— Given information —

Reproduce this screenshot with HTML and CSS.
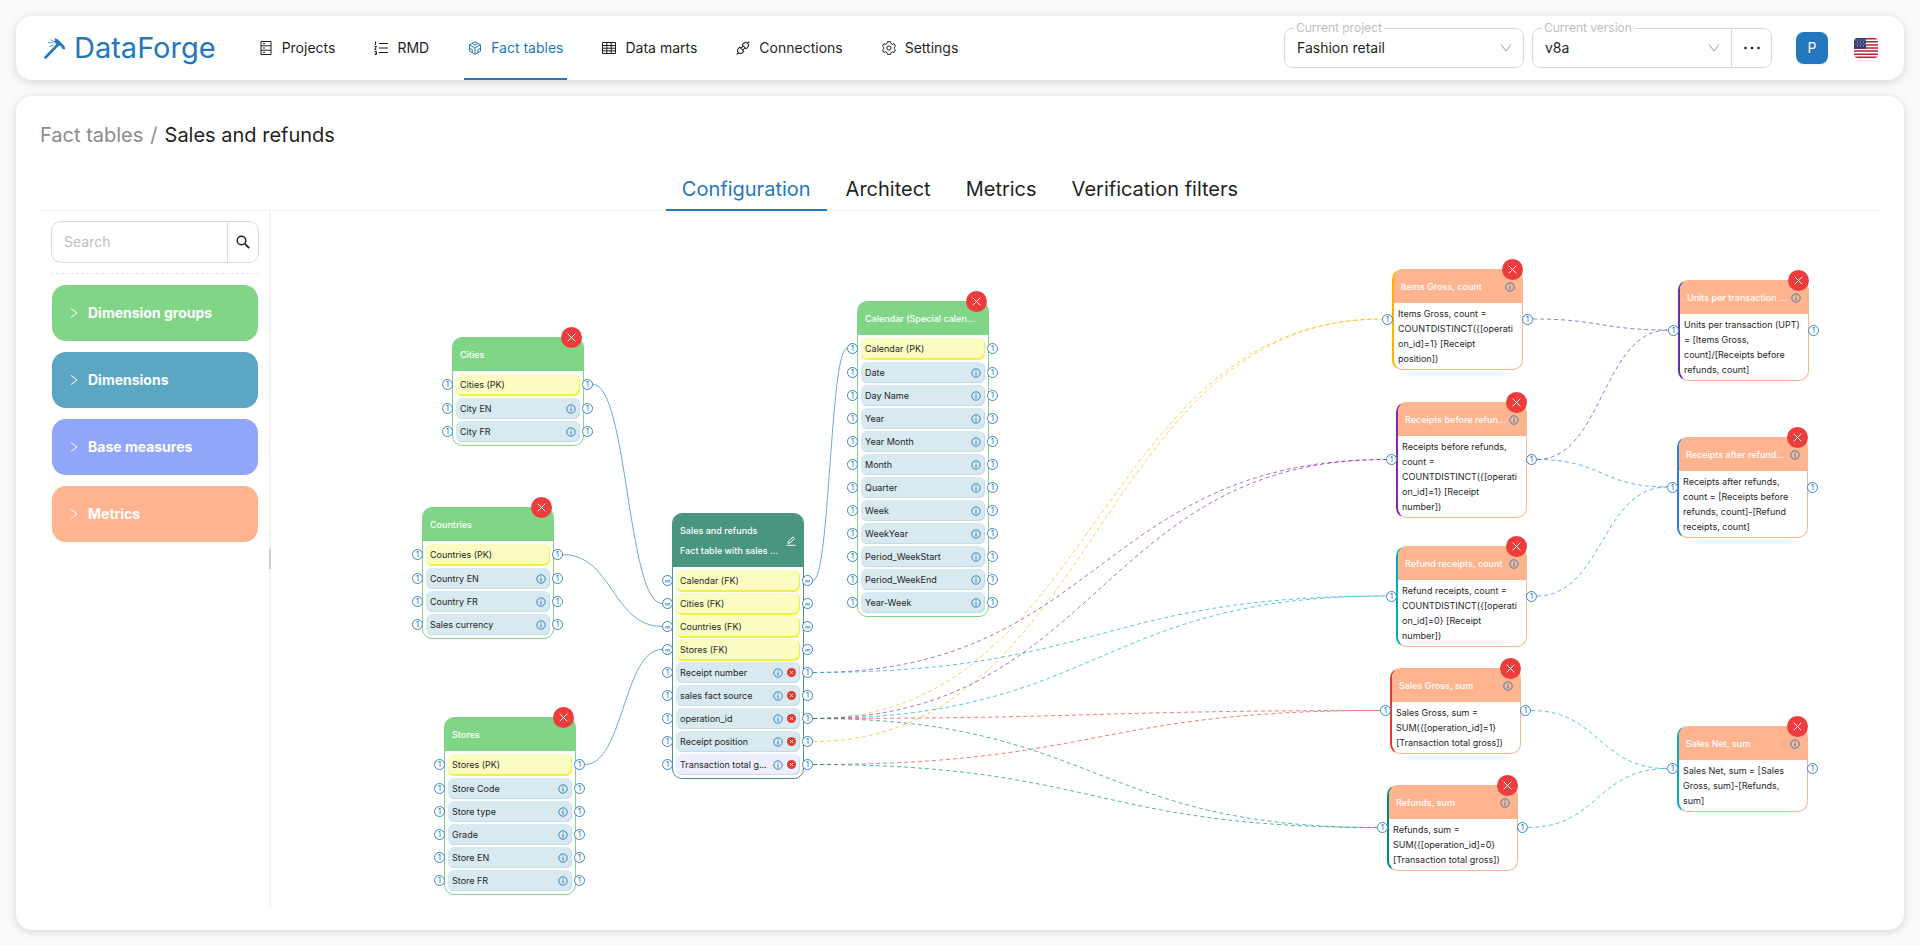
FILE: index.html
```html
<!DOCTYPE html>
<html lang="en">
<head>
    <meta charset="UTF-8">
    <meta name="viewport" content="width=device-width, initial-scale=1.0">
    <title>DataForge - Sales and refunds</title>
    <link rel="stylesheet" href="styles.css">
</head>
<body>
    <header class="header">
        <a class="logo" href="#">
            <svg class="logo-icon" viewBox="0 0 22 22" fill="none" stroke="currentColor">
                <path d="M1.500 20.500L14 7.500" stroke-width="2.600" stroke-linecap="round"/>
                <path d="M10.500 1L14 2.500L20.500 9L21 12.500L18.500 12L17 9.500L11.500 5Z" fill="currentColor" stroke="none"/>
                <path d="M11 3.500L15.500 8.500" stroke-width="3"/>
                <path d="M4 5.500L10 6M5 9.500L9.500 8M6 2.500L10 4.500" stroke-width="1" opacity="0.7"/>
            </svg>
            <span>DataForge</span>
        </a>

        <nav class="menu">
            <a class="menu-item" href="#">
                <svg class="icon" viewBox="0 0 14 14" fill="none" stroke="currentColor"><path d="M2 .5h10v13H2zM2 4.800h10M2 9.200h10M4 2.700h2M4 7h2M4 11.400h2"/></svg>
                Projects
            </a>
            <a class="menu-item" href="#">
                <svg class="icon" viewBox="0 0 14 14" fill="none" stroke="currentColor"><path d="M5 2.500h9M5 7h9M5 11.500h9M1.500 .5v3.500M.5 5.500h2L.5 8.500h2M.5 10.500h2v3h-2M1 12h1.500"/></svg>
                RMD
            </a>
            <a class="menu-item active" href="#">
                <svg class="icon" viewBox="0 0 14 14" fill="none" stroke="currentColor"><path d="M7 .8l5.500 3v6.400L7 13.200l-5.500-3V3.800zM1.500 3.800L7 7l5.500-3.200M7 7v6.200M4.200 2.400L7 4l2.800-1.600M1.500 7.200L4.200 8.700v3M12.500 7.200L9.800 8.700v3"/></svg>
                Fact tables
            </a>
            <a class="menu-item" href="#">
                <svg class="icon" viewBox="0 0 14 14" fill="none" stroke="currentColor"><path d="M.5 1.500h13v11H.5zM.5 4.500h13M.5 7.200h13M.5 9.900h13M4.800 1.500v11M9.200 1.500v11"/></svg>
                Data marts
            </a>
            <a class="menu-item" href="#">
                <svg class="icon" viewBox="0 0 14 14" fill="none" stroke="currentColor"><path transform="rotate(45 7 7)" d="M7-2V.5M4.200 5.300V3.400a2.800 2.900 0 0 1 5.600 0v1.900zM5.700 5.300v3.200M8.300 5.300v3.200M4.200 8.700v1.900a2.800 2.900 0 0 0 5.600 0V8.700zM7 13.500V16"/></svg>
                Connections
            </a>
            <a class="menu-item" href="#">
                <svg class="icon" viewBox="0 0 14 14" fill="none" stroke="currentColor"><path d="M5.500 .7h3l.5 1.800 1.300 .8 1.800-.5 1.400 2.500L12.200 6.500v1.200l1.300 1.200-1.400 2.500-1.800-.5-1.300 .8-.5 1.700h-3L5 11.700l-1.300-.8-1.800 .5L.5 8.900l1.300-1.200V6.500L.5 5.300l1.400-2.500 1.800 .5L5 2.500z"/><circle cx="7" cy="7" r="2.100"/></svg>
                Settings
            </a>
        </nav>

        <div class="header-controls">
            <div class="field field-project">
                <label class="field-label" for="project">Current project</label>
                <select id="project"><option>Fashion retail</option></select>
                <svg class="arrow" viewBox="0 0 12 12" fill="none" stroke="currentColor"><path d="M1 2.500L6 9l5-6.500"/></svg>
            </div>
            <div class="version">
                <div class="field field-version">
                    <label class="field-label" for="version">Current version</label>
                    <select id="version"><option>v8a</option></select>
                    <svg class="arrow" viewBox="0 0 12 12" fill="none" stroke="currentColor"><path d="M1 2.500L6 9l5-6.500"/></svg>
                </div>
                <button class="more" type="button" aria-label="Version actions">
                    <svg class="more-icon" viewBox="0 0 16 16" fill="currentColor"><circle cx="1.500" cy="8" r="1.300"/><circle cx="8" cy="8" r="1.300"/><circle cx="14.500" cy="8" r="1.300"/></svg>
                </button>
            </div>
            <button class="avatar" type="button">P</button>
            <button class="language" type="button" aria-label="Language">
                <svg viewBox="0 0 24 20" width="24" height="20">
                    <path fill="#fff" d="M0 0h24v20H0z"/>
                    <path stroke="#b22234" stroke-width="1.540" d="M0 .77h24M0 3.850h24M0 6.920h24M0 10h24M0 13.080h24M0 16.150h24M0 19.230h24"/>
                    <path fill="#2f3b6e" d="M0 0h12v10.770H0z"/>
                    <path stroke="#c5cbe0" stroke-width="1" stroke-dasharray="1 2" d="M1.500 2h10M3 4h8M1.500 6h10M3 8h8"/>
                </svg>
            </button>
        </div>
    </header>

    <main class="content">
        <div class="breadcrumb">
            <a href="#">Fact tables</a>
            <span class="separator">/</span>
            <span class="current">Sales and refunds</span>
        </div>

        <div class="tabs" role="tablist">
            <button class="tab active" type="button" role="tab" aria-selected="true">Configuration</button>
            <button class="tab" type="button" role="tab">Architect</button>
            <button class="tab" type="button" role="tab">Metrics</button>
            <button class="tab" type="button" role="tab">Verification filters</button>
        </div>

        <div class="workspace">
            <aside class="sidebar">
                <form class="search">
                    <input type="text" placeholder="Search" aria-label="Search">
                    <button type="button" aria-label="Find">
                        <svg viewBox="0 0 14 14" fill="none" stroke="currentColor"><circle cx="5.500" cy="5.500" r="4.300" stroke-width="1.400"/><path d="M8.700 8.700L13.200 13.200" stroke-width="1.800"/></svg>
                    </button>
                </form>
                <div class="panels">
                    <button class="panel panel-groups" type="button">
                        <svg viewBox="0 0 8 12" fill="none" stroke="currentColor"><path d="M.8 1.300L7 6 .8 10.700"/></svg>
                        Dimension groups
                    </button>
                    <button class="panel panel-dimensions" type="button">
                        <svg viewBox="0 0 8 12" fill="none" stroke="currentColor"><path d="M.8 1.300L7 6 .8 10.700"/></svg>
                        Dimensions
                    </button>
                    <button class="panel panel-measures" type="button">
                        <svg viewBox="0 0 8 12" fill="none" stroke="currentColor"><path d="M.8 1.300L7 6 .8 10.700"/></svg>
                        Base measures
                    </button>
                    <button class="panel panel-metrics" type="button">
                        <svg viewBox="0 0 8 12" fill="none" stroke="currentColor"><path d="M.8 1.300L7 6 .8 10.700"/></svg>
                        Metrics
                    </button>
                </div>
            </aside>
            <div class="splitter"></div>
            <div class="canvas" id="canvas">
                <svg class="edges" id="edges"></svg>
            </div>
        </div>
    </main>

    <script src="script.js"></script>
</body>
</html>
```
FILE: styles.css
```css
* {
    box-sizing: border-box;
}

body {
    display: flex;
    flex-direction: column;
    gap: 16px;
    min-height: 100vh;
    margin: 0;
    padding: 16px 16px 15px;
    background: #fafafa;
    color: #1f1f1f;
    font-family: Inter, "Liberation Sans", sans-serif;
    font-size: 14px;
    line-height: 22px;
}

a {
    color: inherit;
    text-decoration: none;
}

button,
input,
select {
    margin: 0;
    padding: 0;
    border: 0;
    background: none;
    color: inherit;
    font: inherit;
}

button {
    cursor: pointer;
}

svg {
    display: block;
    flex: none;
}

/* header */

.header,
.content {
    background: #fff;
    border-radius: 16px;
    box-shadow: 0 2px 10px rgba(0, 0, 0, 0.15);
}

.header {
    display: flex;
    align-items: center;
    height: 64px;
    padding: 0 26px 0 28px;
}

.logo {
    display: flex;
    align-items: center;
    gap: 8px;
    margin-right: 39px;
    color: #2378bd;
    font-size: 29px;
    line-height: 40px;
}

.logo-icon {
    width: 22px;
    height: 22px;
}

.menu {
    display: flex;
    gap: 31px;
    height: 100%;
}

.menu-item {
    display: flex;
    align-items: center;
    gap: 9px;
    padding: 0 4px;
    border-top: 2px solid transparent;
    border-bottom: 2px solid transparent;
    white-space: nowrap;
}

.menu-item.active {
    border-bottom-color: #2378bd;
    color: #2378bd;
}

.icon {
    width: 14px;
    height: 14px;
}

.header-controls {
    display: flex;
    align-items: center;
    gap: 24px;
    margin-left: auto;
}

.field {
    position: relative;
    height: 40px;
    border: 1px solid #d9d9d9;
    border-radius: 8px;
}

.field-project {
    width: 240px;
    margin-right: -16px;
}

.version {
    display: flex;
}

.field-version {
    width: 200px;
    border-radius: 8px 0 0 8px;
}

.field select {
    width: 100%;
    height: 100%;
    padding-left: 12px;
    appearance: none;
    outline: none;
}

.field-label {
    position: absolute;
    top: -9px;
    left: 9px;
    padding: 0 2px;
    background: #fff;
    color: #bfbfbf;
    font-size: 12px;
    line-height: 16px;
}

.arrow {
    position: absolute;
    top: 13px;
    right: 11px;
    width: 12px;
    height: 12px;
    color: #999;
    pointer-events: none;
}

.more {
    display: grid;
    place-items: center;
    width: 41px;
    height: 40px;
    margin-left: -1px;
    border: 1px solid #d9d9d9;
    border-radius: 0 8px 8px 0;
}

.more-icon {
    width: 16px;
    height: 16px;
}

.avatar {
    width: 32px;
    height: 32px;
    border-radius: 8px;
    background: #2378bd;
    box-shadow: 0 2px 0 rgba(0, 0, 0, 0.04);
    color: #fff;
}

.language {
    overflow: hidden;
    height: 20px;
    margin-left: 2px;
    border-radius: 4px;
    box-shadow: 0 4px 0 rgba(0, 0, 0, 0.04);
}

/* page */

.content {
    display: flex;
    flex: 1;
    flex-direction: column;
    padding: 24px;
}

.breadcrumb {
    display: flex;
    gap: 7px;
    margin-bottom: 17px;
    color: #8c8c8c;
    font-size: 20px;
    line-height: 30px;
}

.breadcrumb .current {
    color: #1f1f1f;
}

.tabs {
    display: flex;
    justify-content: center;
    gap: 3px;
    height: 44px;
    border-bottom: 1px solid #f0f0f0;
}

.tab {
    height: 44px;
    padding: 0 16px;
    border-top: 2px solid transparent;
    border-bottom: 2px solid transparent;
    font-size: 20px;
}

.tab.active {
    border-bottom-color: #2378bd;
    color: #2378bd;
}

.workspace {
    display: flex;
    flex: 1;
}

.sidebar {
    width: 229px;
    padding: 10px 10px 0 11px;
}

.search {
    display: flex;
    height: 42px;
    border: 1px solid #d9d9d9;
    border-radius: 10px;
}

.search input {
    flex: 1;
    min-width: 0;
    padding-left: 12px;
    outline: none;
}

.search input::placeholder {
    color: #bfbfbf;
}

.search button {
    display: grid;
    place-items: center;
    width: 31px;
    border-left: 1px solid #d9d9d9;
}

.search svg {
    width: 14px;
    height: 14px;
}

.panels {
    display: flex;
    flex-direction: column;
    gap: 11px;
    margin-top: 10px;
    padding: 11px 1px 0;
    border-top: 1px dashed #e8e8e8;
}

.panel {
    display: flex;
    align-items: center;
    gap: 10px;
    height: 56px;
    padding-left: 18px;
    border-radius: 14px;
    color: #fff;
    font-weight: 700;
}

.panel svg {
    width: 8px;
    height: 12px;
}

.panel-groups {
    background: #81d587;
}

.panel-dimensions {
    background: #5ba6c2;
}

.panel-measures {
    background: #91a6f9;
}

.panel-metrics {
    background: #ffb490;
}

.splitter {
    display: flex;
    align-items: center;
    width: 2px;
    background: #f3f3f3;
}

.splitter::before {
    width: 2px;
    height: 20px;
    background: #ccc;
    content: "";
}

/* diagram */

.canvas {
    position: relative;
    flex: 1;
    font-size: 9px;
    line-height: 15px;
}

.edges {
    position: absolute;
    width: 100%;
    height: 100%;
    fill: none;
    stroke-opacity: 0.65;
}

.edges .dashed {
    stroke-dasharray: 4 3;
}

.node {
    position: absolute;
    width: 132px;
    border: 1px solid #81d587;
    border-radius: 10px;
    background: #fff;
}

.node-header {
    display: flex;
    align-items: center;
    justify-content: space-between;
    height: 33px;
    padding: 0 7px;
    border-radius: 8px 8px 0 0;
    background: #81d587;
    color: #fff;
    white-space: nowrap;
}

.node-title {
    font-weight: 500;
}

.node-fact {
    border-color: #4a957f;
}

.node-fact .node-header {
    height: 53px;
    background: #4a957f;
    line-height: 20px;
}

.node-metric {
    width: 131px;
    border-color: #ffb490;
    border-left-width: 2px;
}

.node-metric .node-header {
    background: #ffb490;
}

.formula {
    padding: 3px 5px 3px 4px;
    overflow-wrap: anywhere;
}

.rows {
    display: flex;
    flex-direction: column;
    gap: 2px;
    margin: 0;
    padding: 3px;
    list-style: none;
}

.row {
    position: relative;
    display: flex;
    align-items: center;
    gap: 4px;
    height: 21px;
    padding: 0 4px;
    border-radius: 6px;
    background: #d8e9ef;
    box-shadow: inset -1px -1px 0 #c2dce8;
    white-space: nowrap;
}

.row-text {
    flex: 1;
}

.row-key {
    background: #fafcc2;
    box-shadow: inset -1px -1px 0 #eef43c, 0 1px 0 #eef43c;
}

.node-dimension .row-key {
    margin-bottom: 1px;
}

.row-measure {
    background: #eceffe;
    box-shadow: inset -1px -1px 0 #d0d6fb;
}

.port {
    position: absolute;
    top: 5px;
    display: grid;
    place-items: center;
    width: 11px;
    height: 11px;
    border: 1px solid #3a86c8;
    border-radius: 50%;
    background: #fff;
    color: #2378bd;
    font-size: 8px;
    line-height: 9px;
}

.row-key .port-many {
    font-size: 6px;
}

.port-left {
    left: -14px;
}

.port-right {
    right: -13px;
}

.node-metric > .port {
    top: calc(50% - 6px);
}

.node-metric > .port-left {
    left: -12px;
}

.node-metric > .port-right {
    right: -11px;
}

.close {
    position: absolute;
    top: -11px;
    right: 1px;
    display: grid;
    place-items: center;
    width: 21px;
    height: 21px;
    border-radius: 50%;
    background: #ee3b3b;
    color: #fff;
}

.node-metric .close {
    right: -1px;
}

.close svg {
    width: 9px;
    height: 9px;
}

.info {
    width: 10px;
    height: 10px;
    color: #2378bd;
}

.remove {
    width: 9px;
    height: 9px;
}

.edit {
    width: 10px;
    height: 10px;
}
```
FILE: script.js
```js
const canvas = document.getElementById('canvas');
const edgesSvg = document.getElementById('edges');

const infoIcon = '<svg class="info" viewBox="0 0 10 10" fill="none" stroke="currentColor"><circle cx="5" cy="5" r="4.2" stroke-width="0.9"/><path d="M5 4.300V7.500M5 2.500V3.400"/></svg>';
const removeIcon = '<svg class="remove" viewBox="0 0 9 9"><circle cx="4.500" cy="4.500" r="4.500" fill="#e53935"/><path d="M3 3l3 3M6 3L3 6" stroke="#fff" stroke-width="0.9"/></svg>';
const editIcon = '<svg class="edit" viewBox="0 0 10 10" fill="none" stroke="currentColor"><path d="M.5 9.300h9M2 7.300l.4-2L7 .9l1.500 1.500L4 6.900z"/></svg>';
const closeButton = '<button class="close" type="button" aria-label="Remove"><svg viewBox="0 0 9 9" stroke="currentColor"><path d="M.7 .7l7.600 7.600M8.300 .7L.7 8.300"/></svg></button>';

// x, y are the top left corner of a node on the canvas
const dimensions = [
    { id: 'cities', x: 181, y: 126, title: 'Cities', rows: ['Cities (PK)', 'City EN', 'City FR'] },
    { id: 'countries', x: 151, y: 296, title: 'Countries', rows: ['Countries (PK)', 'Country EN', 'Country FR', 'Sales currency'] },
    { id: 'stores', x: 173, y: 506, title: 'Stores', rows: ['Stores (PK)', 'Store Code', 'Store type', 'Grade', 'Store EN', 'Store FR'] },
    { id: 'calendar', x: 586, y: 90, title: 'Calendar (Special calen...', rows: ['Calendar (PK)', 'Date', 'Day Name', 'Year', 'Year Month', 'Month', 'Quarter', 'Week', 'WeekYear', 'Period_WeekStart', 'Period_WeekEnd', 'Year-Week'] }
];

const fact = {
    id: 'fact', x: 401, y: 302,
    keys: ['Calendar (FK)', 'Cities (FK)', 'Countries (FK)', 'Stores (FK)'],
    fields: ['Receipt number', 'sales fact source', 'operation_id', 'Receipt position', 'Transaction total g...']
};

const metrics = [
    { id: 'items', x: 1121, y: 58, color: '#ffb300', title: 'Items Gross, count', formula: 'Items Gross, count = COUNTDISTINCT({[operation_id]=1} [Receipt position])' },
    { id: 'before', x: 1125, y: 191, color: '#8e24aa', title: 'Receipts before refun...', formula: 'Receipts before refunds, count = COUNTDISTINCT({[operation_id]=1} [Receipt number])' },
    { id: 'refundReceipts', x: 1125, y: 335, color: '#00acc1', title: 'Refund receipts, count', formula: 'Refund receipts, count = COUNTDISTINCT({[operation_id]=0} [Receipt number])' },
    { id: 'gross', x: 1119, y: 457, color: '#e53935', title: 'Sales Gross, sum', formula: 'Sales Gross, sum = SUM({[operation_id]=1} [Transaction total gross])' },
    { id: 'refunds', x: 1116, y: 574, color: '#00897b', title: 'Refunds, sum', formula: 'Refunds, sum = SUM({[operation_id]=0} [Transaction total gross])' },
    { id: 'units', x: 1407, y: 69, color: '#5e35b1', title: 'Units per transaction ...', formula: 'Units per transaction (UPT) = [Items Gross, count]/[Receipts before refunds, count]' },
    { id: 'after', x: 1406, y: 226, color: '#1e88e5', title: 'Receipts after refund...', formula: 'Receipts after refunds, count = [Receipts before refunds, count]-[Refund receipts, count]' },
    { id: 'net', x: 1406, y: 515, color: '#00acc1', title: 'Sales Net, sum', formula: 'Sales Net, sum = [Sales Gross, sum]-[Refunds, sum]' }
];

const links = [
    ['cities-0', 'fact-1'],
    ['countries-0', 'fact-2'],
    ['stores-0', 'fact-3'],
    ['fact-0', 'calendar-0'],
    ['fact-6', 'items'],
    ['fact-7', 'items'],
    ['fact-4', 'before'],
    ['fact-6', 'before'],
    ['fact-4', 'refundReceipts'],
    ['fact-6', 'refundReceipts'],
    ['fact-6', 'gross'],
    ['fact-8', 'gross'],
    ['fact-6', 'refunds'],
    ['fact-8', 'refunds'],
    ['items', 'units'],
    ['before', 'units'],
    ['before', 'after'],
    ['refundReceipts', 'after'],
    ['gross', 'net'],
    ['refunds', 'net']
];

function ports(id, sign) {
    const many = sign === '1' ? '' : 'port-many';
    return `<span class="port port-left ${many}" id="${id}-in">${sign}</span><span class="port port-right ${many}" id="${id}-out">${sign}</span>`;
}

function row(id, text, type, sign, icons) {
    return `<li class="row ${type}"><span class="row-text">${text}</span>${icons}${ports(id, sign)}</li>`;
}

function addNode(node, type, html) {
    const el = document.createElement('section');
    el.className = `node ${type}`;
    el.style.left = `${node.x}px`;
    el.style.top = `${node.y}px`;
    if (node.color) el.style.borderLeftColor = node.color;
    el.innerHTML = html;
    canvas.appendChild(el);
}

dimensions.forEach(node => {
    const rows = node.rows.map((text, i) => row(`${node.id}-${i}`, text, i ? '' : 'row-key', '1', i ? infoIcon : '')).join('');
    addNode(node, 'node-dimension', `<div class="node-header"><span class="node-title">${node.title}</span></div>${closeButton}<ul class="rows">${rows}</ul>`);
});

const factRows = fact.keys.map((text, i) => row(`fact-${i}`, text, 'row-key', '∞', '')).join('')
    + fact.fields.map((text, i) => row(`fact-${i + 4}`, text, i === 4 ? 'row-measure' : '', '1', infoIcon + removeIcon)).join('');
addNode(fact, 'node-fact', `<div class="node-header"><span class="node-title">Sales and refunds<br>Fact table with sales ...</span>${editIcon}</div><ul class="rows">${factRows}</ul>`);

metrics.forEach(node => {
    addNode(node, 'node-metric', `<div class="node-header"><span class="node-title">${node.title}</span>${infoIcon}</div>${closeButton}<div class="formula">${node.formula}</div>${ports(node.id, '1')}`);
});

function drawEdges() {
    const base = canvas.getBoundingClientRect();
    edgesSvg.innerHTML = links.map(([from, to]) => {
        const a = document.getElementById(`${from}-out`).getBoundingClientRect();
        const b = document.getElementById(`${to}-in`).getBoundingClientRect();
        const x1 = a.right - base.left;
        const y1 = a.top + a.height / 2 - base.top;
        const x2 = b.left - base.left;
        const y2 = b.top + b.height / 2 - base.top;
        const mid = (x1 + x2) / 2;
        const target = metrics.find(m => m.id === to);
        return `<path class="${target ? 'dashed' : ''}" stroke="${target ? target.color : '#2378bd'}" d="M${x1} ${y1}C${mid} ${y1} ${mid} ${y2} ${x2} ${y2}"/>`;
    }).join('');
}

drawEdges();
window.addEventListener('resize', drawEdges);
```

— Exercise goal —
Only lines that contain the word "with" are wanted; copy each of them.

— Exercise answer —
Reproduce this screenshot with HTML and CSS.
addNode(fact, 'node-fact', `<div class="node-header"><span class="node-title">Sales and refunds<br>Fact table with sales ...</span>${editIcon}</div><ul class="rows">${factRows}</ul>`);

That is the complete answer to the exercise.